広告の変遷(その2)
1970年代の広告の特徴といえるのは、
評論家が広告に登場していたことが、ひとつあげられる。
このころはオーディオ雑誌にもレコード会社の広告がわりと掲載されていた。
レコード雑誌に載るレコード会社の広告もそうであったのだが、
そのレコードにおさめられている演奏を高く評価する音楽評論家、
そのレコードの音質を高く評価するオーディオ評論家の推薦文といえる、短い文章があった。

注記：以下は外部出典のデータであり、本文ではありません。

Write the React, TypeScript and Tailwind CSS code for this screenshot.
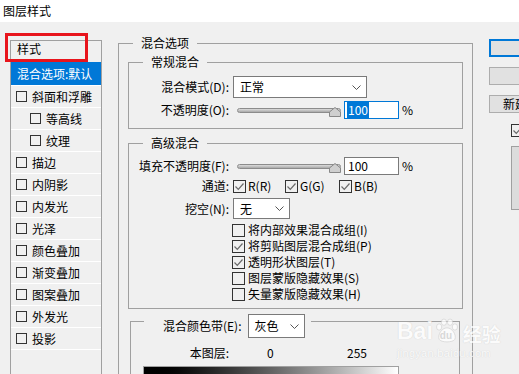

これだけの評論家に高く評価されているレコードであることを前面に打ち出していた。
そういうレコード会社の広告に較べると、
オーディオ関係の広告でそういった構成のものはどちらかといえば少なめであったけれど、
1970年代には、それでも目につくほど多かった、ともいえる。
有名なところではサンスイの「私とジム・ラン」という広告があった。
JBLのスピーカーを使われているオーディオ評論家が左ページ一面にリスニングルームでの写真が載り、
右ページには「私とジム・ラン」というタイトルの文章が載っていた。
岩崎先生、瀬川先生、菅野先生らが登場されていたし、
古いマニアの方ならご存知なことだが、当時はパラゴンを鳴らされていた江川三郎氏も登場されている。
このサンスイによる「私とジム・ラン」は広告には違いないけれど、
読者からすれば、記事として読める。
ページをただ埋めるためだけの記事なんかよりも、ずっと読み物として面白い記事ともいえる広告であった。
こういう広告を毎号入れられたとなると、編集者も気合がはいってくるのではなかろうか。
広告が、時に記事を挑発する時代が以前はあった。